Spot every line with the word "React" and return it.

DATASET SECTION:

* start *

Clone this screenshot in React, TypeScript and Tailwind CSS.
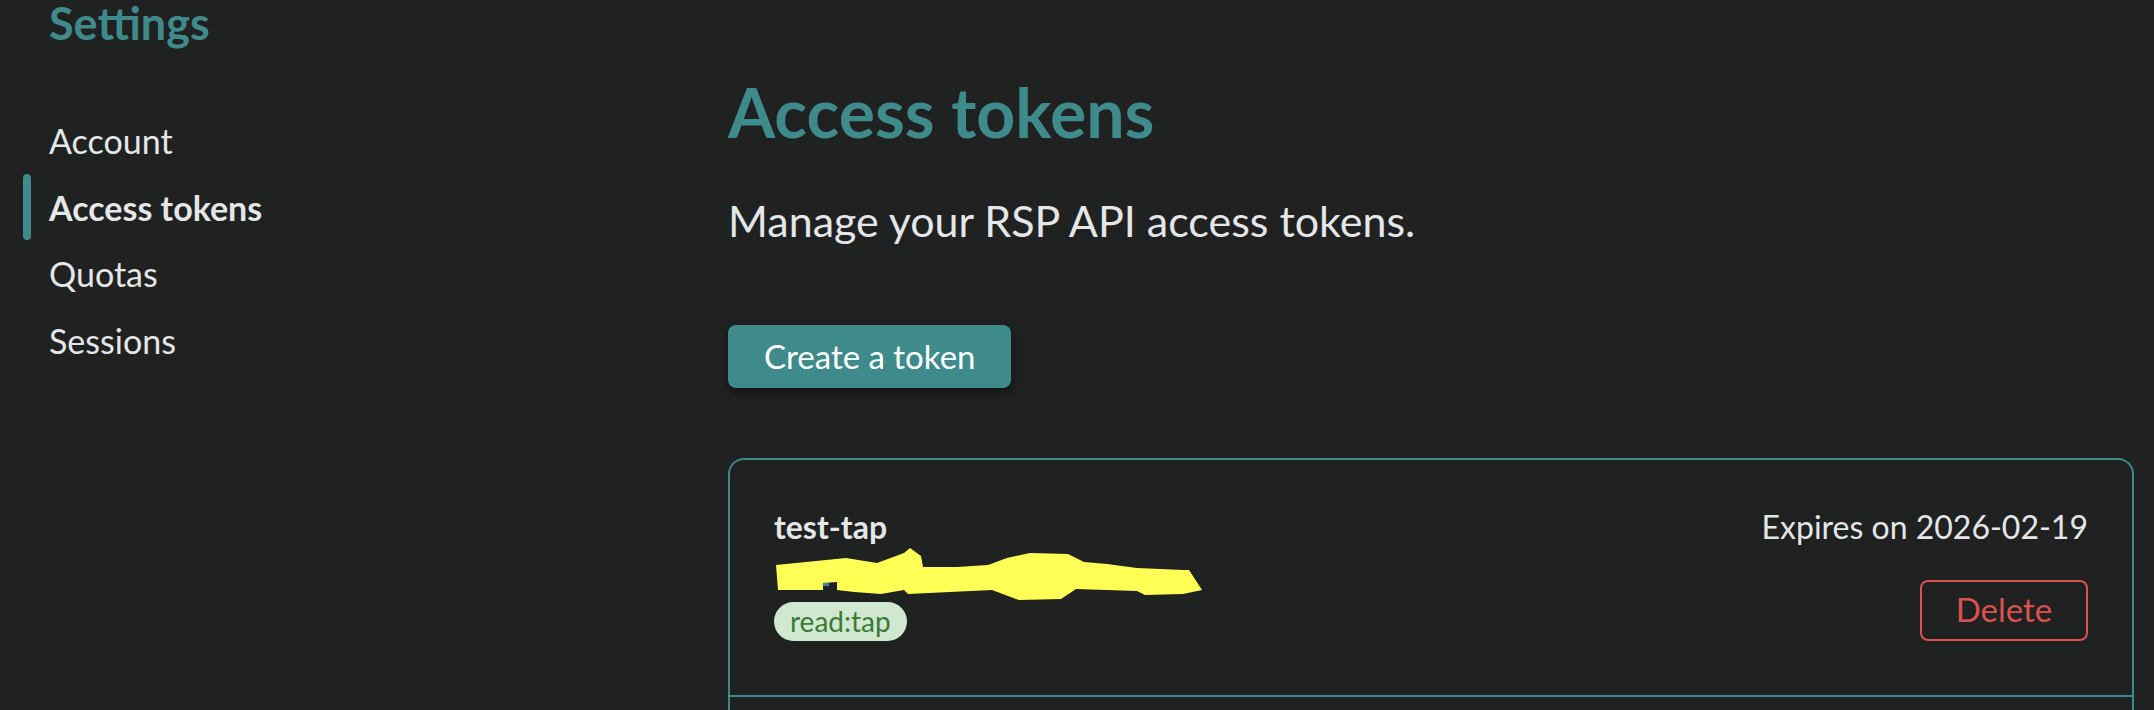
import React from 'react';

const navItems = [
  { label: 'Account', active: false },
  { label: 'Access tokens', active: true },
  { label: 'Quotas', active: false },
  { label: 'Sessions', active: false },
];

const Sidebar: React.FC = () => {
  return (
    <aside className="w-[728px] shrink-0">
      <h2 className="pl-[49px] text-[45px] leading-[1.05] font-bold text-[#3f8a8b]">Settings</h2>
      <nav className="mt-[60px] flex flex-col">
        {navItems.map((item) => (
          <a key={item.label} className="flex h-[66.5px] items-center gap-[18px] pl-[23px]">
            <span
              className={`h-full w-[8px] rounded-full ${item.active ? 'bg-[#3f8a8b]' : 'bg-transparent'}`}
            />
            <span className={`text-[34px] text-[#e4e6e8] ${item.active ? 'font-bold' : ''}`}>
              {item.label}
            </span>
          </a>
        ))}
      </nav>
    </aside>
  );
};

const Scribble: React.FC = () => (
  <svg
    className="pointer-events-none absolute left-0 top-0"
    width="440"
    height="60"
    viewBox="770 550 440 60"
  >
    <path
      fill="#ffff55"
      d="M772 568 L842 561 L873 566 L900 556 L906 551 L917 559 L919 570 L953 570 L984 568 L1003 561 L1026 556 L1064 557 L1080 565 L1103 567 L1133 571 L1179 573 L1185 573 L1198 593 L1179 597 L1141 598 L1133 594 L1072 592 L1057 602 L1015 603 L988 593 L904 597 L900 593 L877 597 L850 595 L833 593 L833 585 L819 586 L819 593 L774 593 Z"
    />
  </svg>
);

const TokenRow: React.FC = () => {
  return (
    <div className="flex items-start justify-between px-[44px] pt-[48px] pb-[54px]">
      <div className="flex flex-col items-start">
        <div className="text-[32px] leading-[1.2] font-bold text-[#e4e6e8]">test-tap</div>
        <div className="relative h-[55px] w-[430px]">
          <span className="absolute left-[36px] top-[36px] h-[3px] w-[19px] bg-[#3b7fa8]" />
          <Scribble />
        </div>
        <span className="rounded-full bg-[#cfe8cf] px-[16px] text-[28px] leading-[39px] text-[#3b7a35]">
          read:tap
        </span>
      </div>
      <div className="flex flex-col items-end">
        <div className="text-[32px] leading-[1.2] text-[#e4e6e8]">Expires on 2026-02-19</div>
        <button className="mt-[33px] h-[61px] w-[168px] rounded-[8px] border-2 border-[#d9534f] text-[33px] text-[#d9534f]">
          Delete
        </button>
      </div>
    </div>
  );
};

const App: React.FC = () => {
  return (
    <div className="flex min-h-[710px] w-full overflow-hidden bg-[#202121] font-['Lato',sans-serif]">
      <Sidebar />
      <main className="flex-1 pr-[20px]">
        <h1 className="mt-[71px] text-[68px] leading-[1.2] font-bold text-[#3f8a8b]">Access tokens</h1>
        <p className="mt-[42px] text-[43px] leading-[1.2] text-[#e4e6e8]">
          Manage your RSP API access tokens.
        </p>
        <button className="mt-[79px] h-[63px] rounded-[8px] bg-[#3f8a8b] px-[36px] text-[33px] text-white shadow-[0_4px_10px_rgba(0,0,0,0.45)]">
          Create a token
        </button>
        <div className="mt-[70px] rounded-t-[16px] border-2 border-b-0 border-[#3f8a8b]">
          <TokenRow />
          <div className="h-[60px] border-t-2 border-[#3f8a8b]" />
        </div>
      </main>
    </div>
  );
};

export default App;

* end *

WRITTEN ANSWER:
Clone this screenshot in React, TypeScript and Tailwind CSS.
import React from 'react';
const Sidebar: React.FC = () => {
const Scribble: React.FC = () => (
const TokenRow: React.FC = () => {
const App: React.FC = () => {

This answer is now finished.